Write the data out again exactly, dropping any images it holds.

-------

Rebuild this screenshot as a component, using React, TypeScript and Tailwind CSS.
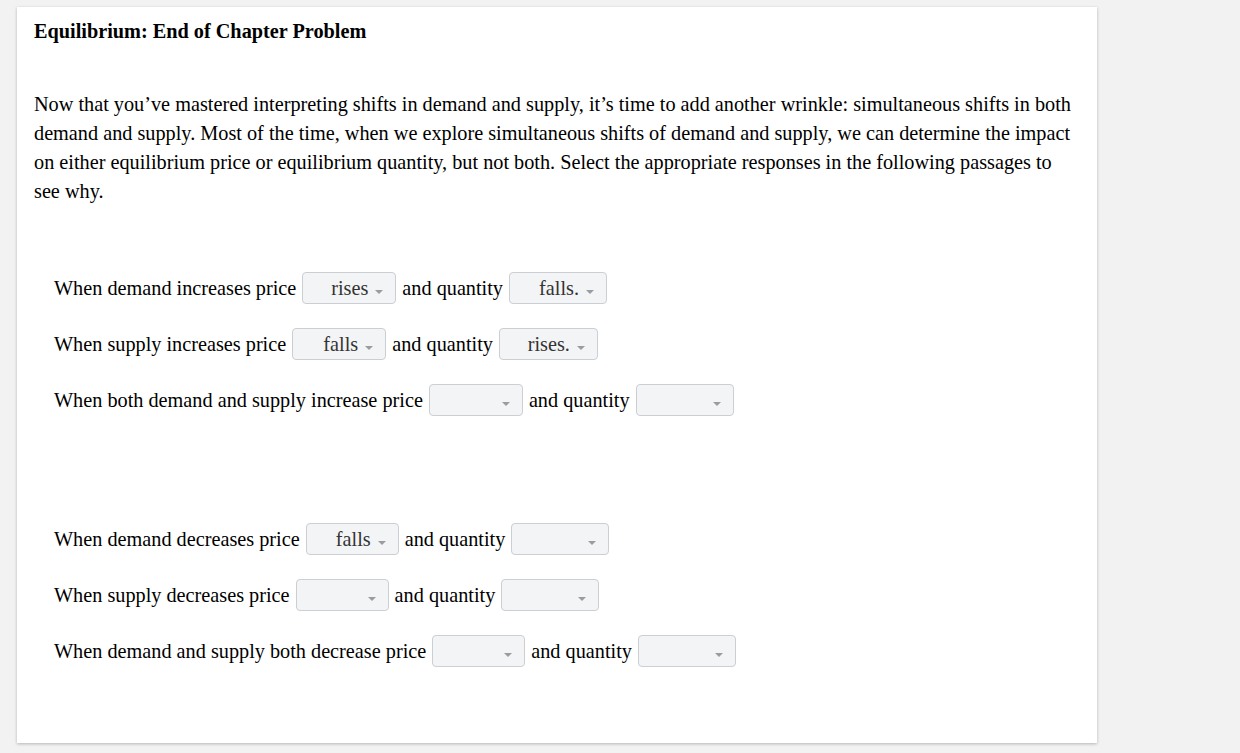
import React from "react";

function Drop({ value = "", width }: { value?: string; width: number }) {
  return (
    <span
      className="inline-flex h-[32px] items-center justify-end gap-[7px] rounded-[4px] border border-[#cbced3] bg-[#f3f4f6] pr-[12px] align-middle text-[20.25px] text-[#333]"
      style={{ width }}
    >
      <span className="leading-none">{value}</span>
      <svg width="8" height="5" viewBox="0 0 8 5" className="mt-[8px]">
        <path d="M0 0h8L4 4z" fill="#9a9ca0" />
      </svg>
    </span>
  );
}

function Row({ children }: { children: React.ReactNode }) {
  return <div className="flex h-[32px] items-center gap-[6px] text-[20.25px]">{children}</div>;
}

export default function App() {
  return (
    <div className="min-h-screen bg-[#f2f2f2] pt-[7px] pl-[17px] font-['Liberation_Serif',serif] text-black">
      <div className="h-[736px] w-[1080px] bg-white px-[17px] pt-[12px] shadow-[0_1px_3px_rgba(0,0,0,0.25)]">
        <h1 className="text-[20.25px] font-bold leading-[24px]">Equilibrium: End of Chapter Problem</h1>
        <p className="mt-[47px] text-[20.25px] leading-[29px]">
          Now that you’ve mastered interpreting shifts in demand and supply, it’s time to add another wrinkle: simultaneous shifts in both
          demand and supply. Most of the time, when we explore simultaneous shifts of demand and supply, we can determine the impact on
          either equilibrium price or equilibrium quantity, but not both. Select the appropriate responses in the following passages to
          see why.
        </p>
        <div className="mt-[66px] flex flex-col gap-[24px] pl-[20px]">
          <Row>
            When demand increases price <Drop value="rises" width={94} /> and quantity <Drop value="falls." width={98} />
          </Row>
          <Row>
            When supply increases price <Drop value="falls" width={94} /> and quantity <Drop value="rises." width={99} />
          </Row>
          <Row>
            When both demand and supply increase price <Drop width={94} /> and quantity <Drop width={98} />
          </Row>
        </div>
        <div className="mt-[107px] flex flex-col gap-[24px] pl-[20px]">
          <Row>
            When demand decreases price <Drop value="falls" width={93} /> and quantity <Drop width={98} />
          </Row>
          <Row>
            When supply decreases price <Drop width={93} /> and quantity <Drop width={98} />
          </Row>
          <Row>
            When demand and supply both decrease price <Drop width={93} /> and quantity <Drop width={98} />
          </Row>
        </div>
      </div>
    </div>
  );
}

-------

> Result of the exercise:
Rebuild this screenshot as a component, using React, TypeScript and Tailwind CSS.
import React from "react";

function Drop({ value = "", width }: { value?: string; width: number }) {
  return (
    <span
      className="inline-flex h-[32px] items-center justify-end gap-[7px] rounded-[4px] border border-[#cbced3] bg-[#f3f4f6] pr-[12px] align-middle text-[20.25px] text-[#333]"
      style={{ width }}
    >
      <span className="leading-none">{value}</span>
      <svg width="8" height="5" viewBox="0 0 8 5" className="mt-[8px]">
        <path d="M0 0h8L4 4z" fill="#9a9ca0" />
      </svg>
    </span>
  );
}

function Row({ children }: { children: React.ReactNode }) {
  return <div className="flex h-[32px] items-center gap-[6px] text-[20.25px]">{children}</div>;
}

export default function App() {
  return (
    <div className="min-h-screen bg-[#f2f2f2] pt-[7px] pl-[17px] font-['Liberation_Serif',serif] text-black">
      <div className="h-[736px] w-[1080px] bg-white px-[17px] pt-[12px] shadow-[0_1px_3px_rgba(0,0,0,0.25)]">
        <h1 className="text-[20.25px] font-bold leading-[24px]">Equilibrium: End of Chapter Problem</h1>
        <p className="mt-[47px] text-[20.25px] leading-[29px]">
          Now that you’ve mastered interpreting shifts in demand and supply, it’s time to add another wrinkle: simultaneous shifts in both
          demand and supply. Most of the time, when we explore simultaneous shifts of demand and supply, we can determine the impact on
          either equilibrium price or equilibrium quantity, but not both. Select the appropriate responses in the following passages to
          see why.
        </p>
        <div className="mt-[66px] flex flex-col gap-[24px] pl-[20px]">
          <Row>
            When demand increases price <Drop value="rises" width={94} /> and quantity <Drop value="falls." width={98} />
          </Row>
          <Row>
            When supply increases price <Drop value="falls" width={94} /> and quantity <Drop value="rises." width={99} />
          </Row>
          <Row>
            When both demand and supply increase price <Drop width={94} /> and quantity <Drop width={98} />
          </Row>
        </div>
        <div className="mt-[107px] flex flex-col gap-[24px] pl-[20px]">
          <Row>
            When demand decreases price <Drop value="falls" width={93} /> and quantity <Drop width={98} />
          </Row>
          <Row>
            When supply decreases price <Drop width={93} /> and quantity <Drop width={98} />
          </Row>
          <Row>
            When demand and supply both decrease price <Drop width={93} /> and quantity <Drop width={98} />
          </Row>
        </div>
      </div>
    </div>
  );
}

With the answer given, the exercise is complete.